──────── Collected data ────────

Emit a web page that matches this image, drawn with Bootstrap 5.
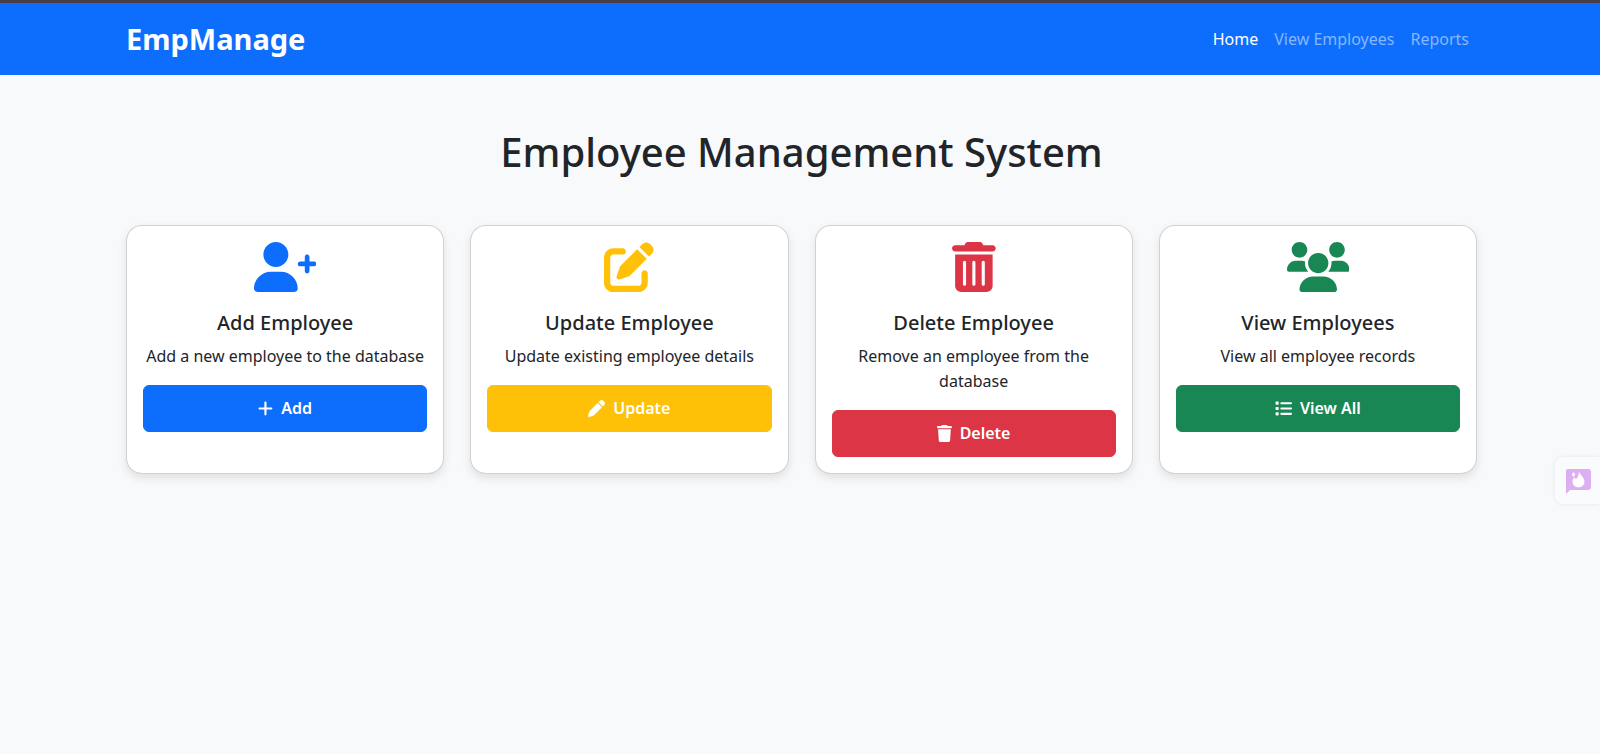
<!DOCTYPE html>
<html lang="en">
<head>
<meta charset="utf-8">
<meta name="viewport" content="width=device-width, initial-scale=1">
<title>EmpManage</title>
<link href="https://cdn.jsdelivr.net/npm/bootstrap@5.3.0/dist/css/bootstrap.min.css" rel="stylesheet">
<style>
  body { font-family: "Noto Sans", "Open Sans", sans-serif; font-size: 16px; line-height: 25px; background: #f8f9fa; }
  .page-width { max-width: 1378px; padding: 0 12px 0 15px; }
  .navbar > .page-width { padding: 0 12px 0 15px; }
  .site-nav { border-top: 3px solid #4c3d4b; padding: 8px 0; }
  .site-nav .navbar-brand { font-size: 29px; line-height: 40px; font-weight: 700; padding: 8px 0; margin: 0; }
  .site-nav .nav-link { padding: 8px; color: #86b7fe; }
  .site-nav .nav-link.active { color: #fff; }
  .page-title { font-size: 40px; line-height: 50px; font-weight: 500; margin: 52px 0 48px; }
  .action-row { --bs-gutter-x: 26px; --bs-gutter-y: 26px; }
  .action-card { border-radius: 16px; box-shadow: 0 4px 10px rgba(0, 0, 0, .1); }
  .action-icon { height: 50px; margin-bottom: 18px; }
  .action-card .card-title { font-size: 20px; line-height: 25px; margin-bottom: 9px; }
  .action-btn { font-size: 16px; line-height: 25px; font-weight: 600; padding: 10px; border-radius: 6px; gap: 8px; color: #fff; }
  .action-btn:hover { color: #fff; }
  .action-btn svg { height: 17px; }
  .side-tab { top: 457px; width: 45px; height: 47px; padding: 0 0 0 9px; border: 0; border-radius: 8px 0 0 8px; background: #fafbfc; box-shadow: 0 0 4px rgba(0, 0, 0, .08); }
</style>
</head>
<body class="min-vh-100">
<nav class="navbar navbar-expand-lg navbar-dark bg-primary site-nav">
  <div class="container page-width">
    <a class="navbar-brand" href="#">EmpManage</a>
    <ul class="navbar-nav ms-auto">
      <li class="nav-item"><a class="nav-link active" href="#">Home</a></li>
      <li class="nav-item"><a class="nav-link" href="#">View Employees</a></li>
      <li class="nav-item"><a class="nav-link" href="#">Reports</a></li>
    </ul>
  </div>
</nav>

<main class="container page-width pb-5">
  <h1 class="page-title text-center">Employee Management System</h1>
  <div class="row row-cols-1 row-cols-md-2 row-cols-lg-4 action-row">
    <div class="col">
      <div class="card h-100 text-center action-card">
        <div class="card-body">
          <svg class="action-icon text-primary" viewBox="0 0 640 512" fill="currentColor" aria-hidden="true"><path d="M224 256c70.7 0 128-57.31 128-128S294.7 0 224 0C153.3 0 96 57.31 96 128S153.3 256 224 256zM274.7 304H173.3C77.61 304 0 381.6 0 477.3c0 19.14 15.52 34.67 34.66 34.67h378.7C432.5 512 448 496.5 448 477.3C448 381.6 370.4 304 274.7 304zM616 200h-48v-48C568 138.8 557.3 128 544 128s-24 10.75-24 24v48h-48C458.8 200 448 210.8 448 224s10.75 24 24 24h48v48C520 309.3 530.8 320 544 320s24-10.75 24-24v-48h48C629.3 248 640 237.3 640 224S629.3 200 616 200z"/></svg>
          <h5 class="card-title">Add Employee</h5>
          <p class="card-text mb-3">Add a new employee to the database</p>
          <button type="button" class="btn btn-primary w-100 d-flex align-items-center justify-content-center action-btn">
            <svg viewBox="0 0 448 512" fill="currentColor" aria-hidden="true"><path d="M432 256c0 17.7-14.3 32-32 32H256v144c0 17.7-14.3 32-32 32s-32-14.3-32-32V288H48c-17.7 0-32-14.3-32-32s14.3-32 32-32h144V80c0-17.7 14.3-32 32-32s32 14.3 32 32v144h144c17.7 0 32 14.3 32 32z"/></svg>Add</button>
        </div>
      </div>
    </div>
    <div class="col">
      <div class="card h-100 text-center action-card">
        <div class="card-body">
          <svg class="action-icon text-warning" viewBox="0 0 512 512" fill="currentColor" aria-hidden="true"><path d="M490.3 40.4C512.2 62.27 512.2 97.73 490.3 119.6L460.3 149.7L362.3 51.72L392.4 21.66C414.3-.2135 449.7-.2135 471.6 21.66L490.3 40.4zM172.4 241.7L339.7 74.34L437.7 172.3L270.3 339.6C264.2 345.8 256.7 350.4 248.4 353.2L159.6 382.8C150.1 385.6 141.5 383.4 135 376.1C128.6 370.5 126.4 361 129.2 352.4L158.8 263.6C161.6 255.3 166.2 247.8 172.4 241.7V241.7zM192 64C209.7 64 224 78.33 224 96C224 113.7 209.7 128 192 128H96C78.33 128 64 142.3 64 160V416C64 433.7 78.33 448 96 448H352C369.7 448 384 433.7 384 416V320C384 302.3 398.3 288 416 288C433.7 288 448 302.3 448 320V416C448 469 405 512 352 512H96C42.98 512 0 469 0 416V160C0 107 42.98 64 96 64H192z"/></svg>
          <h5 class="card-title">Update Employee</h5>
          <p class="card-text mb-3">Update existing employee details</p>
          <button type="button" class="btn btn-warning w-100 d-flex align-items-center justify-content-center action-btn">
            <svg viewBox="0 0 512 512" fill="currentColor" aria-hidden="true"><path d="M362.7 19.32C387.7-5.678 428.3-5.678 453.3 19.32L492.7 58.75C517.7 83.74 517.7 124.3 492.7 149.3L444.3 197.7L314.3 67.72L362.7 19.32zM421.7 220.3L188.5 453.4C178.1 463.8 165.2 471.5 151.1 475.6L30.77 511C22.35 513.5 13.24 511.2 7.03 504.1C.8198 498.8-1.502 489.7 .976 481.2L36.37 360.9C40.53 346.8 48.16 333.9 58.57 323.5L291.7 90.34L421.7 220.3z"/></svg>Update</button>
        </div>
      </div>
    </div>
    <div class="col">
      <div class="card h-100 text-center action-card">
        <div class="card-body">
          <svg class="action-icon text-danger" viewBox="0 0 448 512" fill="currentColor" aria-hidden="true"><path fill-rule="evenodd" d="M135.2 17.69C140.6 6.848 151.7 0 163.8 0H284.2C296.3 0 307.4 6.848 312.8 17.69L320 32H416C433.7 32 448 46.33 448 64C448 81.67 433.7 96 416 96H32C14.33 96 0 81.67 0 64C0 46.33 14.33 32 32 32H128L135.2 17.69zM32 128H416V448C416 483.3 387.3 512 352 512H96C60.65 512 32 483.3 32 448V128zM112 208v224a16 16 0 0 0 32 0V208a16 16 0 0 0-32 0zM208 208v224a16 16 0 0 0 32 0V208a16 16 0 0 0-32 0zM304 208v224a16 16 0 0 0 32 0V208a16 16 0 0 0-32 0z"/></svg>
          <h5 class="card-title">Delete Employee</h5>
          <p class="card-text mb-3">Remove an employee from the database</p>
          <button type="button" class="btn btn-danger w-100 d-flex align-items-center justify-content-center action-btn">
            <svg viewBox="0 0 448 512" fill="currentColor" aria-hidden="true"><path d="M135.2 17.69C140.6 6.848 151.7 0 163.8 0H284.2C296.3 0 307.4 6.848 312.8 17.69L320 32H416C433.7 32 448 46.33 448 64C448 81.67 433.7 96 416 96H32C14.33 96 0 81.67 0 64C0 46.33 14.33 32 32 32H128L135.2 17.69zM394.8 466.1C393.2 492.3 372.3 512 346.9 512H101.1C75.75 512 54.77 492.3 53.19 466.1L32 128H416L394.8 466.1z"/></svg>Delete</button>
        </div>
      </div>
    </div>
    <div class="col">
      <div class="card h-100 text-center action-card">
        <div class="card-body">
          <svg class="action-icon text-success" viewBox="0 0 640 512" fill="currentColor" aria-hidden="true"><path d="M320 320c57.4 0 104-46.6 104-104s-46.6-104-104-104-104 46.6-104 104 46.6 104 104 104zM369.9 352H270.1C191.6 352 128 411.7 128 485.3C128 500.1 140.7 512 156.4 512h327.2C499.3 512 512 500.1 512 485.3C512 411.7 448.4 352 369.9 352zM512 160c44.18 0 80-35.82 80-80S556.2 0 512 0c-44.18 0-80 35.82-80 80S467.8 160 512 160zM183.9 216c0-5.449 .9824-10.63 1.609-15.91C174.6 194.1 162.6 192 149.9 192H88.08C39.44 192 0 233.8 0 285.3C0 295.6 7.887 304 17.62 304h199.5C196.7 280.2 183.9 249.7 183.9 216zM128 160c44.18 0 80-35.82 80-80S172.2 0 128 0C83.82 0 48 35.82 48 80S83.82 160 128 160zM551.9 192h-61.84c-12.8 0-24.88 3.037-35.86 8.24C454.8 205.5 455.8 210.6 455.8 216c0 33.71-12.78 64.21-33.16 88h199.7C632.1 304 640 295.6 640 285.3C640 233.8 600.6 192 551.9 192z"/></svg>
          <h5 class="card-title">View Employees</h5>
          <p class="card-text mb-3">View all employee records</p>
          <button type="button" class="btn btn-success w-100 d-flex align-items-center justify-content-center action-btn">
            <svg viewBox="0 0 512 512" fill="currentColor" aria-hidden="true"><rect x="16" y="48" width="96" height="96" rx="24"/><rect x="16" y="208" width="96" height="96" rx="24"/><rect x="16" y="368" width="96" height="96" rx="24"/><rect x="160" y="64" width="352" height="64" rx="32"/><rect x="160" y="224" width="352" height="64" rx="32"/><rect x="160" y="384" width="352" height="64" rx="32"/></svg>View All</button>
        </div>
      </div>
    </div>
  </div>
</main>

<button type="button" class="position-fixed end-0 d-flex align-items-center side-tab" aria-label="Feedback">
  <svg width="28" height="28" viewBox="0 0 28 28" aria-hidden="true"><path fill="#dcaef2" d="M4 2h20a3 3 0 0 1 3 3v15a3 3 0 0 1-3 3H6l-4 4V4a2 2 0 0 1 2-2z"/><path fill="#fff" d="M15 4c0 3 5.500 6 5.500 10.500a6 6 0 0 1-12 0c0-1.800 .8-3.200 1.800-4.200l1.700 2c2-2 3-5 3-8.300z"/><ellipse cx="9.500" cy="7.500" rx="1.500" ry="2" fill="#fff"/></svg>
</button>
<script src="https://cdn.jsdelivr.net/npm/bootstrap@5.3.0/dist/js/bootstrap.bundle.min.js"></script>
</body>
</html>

────────

• _Goal_: Copy each line that contains the word "page".

• _The completed task_:
Emit a web page that matches this image, drawn with Bootstrap 5.
  .page-width { max-width: 1378px; padding: 0 12px 0 15px; }
  .navbar > .page-width { padding: 0 12px 0 15px; }
  .page-title { font-size: 40px; line-height: 50px; font-weight: 500; margin: 52px 0 48px; }
  <div class="container page-width">
<main class="container page-width pb-5">
  <h1 class="page-title text-center">Employee Management System</h1>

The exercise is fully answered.